With congressional action effectively sidelined, climate-change advocates are turning to the Environmental Protection Agency to exercise its power to regulate greenhouse gases under the Clean Air Act. The Senate this month defeated an amendment offered by GOP leader Mitch McConnell (R-KY) that would have taken that authority away from the EPA. The vote was 50-50, hardly a rousing endorsement. Looking at what Udall is up against, Matt Bennett of Third Way, a moderate Democratic group, says, “He’s enormously impassioned about climate change. The question is: Is he shouting into a hurricane at the moment?”

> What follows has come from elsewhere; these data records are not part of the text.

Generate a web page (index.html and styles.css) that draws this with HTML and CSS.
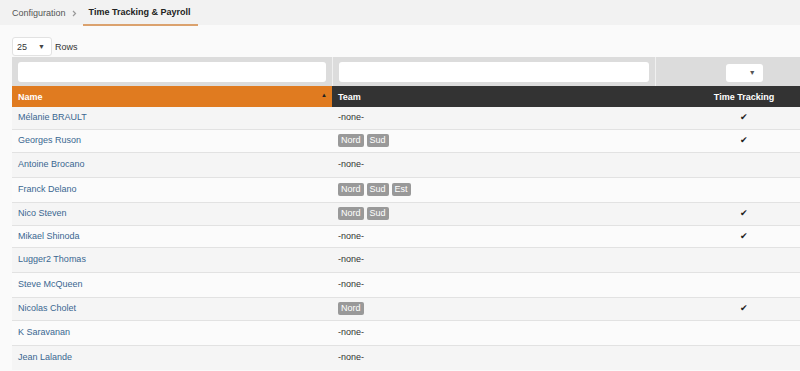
FILE: index.html
```html
<!DOCTYPE html>
<html lang="en">
<head>
<meta charset="utf-8">
<title>Time Tracking &amp; Payroll</title>
<link rel="stylesheet" href="styles.css">
</head>
<body>
<nav class="crumbs">
  <span class="crumb">Configuration</span>
  <svg class="chev" width="5" height="7" viewBox="0 0 5 7"><polyline points="1,1 3.5,3.5 1,6" fill="none" stroke="#999" stroke-width="1.2"/></svg>
  <span class="crumb current">Time Tracking &amp; Payroll</span>
</nav>
<main class="content">
  <div class="rows-ctl">
    <div class="rows-select"><span>25</span><span class="tri">▼</span></div>
    <span class="rows-label">Rows</span>
  </div>
  <table class="grid">
    <colgroup><col class="c-name"><col class="c-team"><col class="c-tt"></colgroup>
    <thead>
      <tr class="filters">
        <td><div class="finput"></div></td>
        <td><div class="finput"></div></td>
        <td class="center"><div class="fselect"><span class="tri">▼</span></div></td>
      </tr>
      <tr class="heads">
        <th class="sorted">Name<span class="sort">▲</span></th>
        <th>Team</th>
        <th class="center">Time Tracking</th>
      </tr>
    </thead>
    <tbody>
      <tr class="h22"><td><a>Mélanie BRAULT</a></td><td>-none-</td><td class="center"><span class="check">✔</span></td></tr>
      <tr class="h23"><td><a>Georges Ruson</a></td><td><span class="badge">Nord</span><span class="badge">Sud</span></td><td class="center"><span class="check">✔</span></td></tr>
      <tr class="h25"><td><a>Antoine Brocano</a></td><td>-none-</td><td class="center"></td></tr>
      <tr class="h25"><td><a>Franck Delano</a></td><td><span class="badge">Nord</span><span class="badge">Sud</span><span class="badge">Est</span></td><td class="center"></td></tr>
      <tr class="h23"><td><a>Nico Steven</a></td><td><span class="badge">Nord</span><span class="badge">Sud</span></td><td class="center"><span class="check">✔</span></td></tr>
      <tr class="h22"><td><a>Mikael Shinoda</a></td><td>-none-</td><td class="center"><span class="check">✔</span></td></tr>
      <tr class="h25"><td><a>Lugger2 Thomas</a></td><td>-none-</td><td class="center"></td></tr>
      <tr class="h25"><td><a>Steve McQueen</a></td><td>-none-</td><td class="center"></td></tr>
      <tr class="h23"><td><a>Nicolas Cholet</a></td><td><span class="badge">Nord</span></td><td class="center"><span class="check">✔</span></td></tr>
      <tr class="h25"><td><a>K Saravanan</a></td><td>-none-</td><td class="center"></td></tr>
      <tr class="h25"><td><a>Jean Lalande</a></td><td>-none-</td><td class="center"></td></tr>
    </tbody>
  </table>
</main>
</body>
</html>
```
FILE: styles.css
```css
html, body {
  margin: 0;
  padding: 0;
  background: #fafafa;
  overflow: hidden;
  font-family: "Liberation Sans", Arial, sans-serif;
  font-size: 9px;
  color: #333;
}

.crumbs {
  display: flex;
  align-items: stretch;
  height: 25px;
  background: #f2f2f2;
  padding-left: 12px;
  box-sizing: border-box;
}
.crumb {
  display: flex;
  align-items: center;
  color: #555;
}
.chev {
  align-self: center;
  margin: 1px 6px 0 6px;
}
.crumb.current {
  font-weight: bold;
  color: #222;
  padding: 0 8px 0 6px;
  border-bottom: 2px solid #dba26e;
  margin-bottom: -1px;
}

.content {
  padding: 12px 0 0 12px;
}

.rows-ctl {
  display: flex;
  align-items: center;
  height: 19px;
  margin-bottom: 1px;
}
.rows-select {
  width: 40px;
  height: 19px;
  box-sizing: border-box;
  background: #fff;
  border: 1px solid #e2e2e2;
  border-radius: 3px;
  display: flex;
  align-items: center;
  justify-content: space-between;
  padding: 0 6px 0 4px;
  color: #333;
  font-size: 9px;
}
.rows-select .tri { font-size: 7px; color: #444; }
.rows-label { margin-left: 3px; color: #333; }

.grid {
  border-collapse: collapse;
  table-layout: fixed;
  width: 821px;
}
.c-name { width: 320px; }
.c-team { width: 323px; }
.c-tt { width: 178px; }

.filters td {
  background: #dcdcdc;
  height: 29px;
  padding: 0 6px;
  box-sizing: border-box;
  border-left: 1px solid #f0f0f0;
}
.filters td:first-child { border-left: none; }
.finput {
  height: 20px;
  background: #fff;
  border-radius: 3px;
  margin-top: 1px;
}
.fselect {
  display: inline-flex;
  align-items: center;
  justify-content: flex-end;
  width: 37px;
  height: 18px;
  background: #fff;
  border-radius: 3px;
  padding-right: 7px;
  box-sizing: border-box;
  margin-top: 2px;
  vertical-align: middle;
}
.fselect .tri { font-size: 7px; color: #555; }

.heads th {
  background: #333;
  color: #fff;
  font-weight: bold;
  text-align: left;
  height: 21px;
  padding: 0 6px;
  box-sizing: border-box;
}
.heads th.sorted {
  background: #e07b20;
  position: relative;
}
.sort {
  position: absolute;
  right: 5px;
  top: 6px;
  font-size: 6px;
  color: #222;
}
.center { text-align: center !important; }

tbody td {
  padding: 0 6px;
  border-top: 1px solid #e2e2e2;
  vertical-align: middle;
  white-space: nowrap;
  line-height: 11px;
  box-sizing: border-box;
}
tbody tr:first-child td { border-top: none; }
tbody tr:nth-child(odd) td { background: #f5f5f5; }
tbody tr:nth-child(even) td { background: #fbfbfb; }
tr.h22 td { height: 22px; }
tr.h23 td { height: 23px; }
tr.h25 td { height: 25px; }

tbody a {
  color: #3a6791;
  text-decoration: none;
}
.badge {
  display: inline-block;
  vertical-align: middle;
  background: #999;
  color: #fff;
  border-radius: 2px;
  padding: 1px 3px;
  margin-right: 3px;
  line-height: 11px;
  font-size: 9px;
}
.check {
  font-size: 9px;
  color: #222;
}
```
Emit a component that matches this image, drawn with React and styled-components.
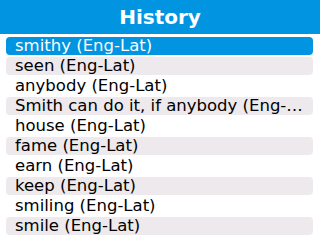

At a recent congressional hearing on climate science, one of the featured witnesses, J. Scott Armstrong, a professor of marketing at the Wharton School at the University of Pennsylvania, challenged the computer models that Udall and others cite as evidence of what will happen if greenhouse gases are not curbed. Armstrong told The Daily Beast that he doesn’t know a lot about climate change, but as an expert forecaster, he finds “a high degree of uncertainty” in the information used to predict a significantly warming planet. “They’re not forecasts; you could call them possibilities,” he says, adding that because climate is always changing throughout history, he’s not worried and sees no need for Hill action. Armstrong invited Gore to join him in a “Global Warming Challenge” on likely temperature changes, but the former vice president declined to accept the wager. The results initially tracked on Armstrong’s website don’t favor Armstrong, but he says he’s certain he’ll be vindicated 100 years from now.
Udall says there will always be the occasional outlier, but the science is strong and getting stronger even as the political resistance hardens. New Jersey Gov. Chris Christie is the latest in a lengthening list of Republican politicians who question whether climate change is a problem, or should be seen as anything other than a natural phenomenon. Tim Pawlenty, Newt Gingrich, even Sarah Palin, are among those who challenge the science they once embraced as it becomes more politicized.
For Udall, this is an issue that he traces back to his pioneering Mormon great-grandfather. His sprawling family, the product of plural marriages in earlier generations, has been elected to office in New Mexico, Colorado, Arizona, Oregon, and Utah. His first cousin, Mark Udall, is a senator from Colorado. His uncle, the late Arizona congressman Morris “Mo” Udall, ran for president in 1976. A second cousin, Mike Lee, was elected last year to the Senate from Utah. The Udalls are often called the Kennedys of the West because of their strong tradition of public service. Despite the long odds against him on his signature issue, Udall remains upbeat. He quotes Churchill as saying, “Government always does the right thing, usually after all else fails.”